Não faltam fundamentos intelectuais para o equívoco cristalizado na expressão “bolsa esmola”. Por décadas, um certo pensamento de esquerda cultivou a ojeriza ao que antes se chamava, pejorativamente, de “assistencialismo”. Como gostava de notar Leonel Brizola, era mais uma manifestação das idéias da “esquerda de que a direita gosta”. Os progressistas juntavam-se aos conservadores na crítica. Para uns, programas sociais poderiam eventualmente anestesiar politicamente as massas trabalhadoras. Para outros, gastar recursos públicos com os pobres era simplesmente dinheiro jogado fora.
Mas isso agora é História. O elitismo, de todos os matizes políticos, foi derrotado pelos fatos. E a prova é que vivemos um período de pensamento único, só que de sinal trocado. Não há hoje político que dispense de seu discurso a ênfase nos programas sociais. Melhor ainda: não há político que, no poder, abra mão de praticar algum tipo de assistencialismo. Se isso é bom ou ruim, trata-se de uma discussão para acadêmicos. E os há para todos os gostos. Na vida real, entretanto, do Democratas ao PCdoB, passando pelos criadores do “bolsa esmola”, só o que se vêem são candidatos prometendo gastar mais e mais dinheiro com os pobres. Repassando renda ou investindo em serviços públicos.
Aqui e ali, entretanto, ouvem-se os murmúrios de um passado que talvez não se conforme em morrer. Volta e meia, protesta-se contra a suposta falta de “portas de saída” para os beneficiários dos programas de distribuição de renda. A crítica, mesmo que bem intencionada, talvez sofra de preconceito social. A mãe pobre manda o filho para a escola porque sonha com o dia em que o menino, ou menina, mude de vida. E não porque eventualmente tema perder o dinheirinho que o governo dá no final do mês.
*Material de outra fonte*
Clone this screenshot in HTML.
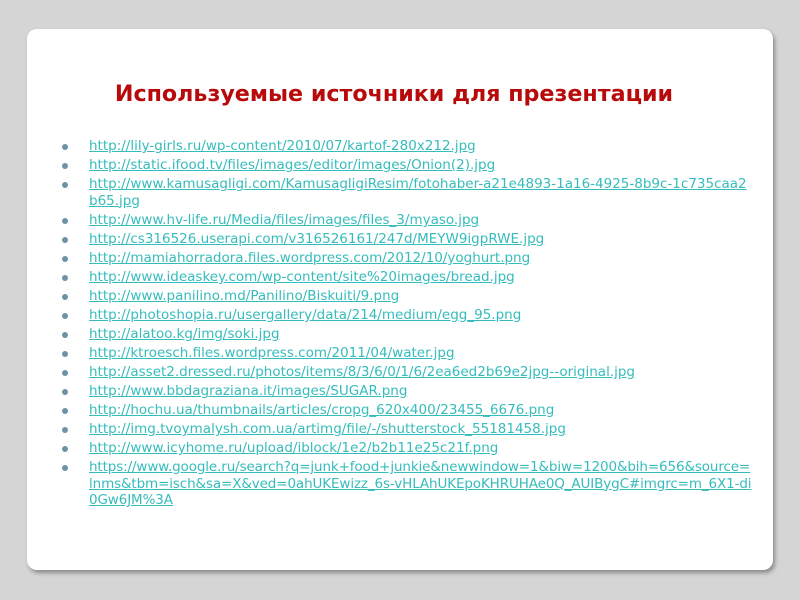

Curioso é que a grita geral pela exigência de contrapartidas vindas dos pobres inscritos nos programas sociais não se repete quando o assunto são as verbas destinadas pelo Estado às camadas sociais mais acima. Os grandes agricultores, por exemplo, podem tranqüilamente transformar empréstimos do Banco do Brasil em uma espécie de “bolsa calote”, sem que recebam em troca nem um milésimo dos vitupérios dirigidos aos beneficiados pelo Bolsa Família. Ao contrário. Sai governo, entra governo, os caloteiros do campo dormem tranqüilos, na certeza de que virá de Brasília algum tipo de perdão para as dívidas que acumulam enquanto seus negócios vão cada vez melhor.
Coisas do Brasil. Mas não vou perder o tom desta coluna, que é de otimismo. Dona Ruth só recebeu as devidas homenagens depois de morta. Paciência. Pena que a disputa do poder talvez seja um entrave quase intransponível para que se reconheçam ainda em vida os méritos do políticos.
Por isso mesmo, é mais útil prestar atenção ao que os políticos fazem do que ao que eles dizem. Estou curioso para saber se haverá algum candidato a prefeito, em alguma das milhares de cidades brasileiras, que defenda na campanha eleitoral deste ano a redução dos investimentos públicos em saúde e educação, ou o corte nos benefícios dados aos pobres. Como é impossível para qualquer jornal ou jornalista monitorar tudo, fica aqui o pedido. Se você souber de um caso assim, peço encarecidamente que nos avise. Certamente será notícia.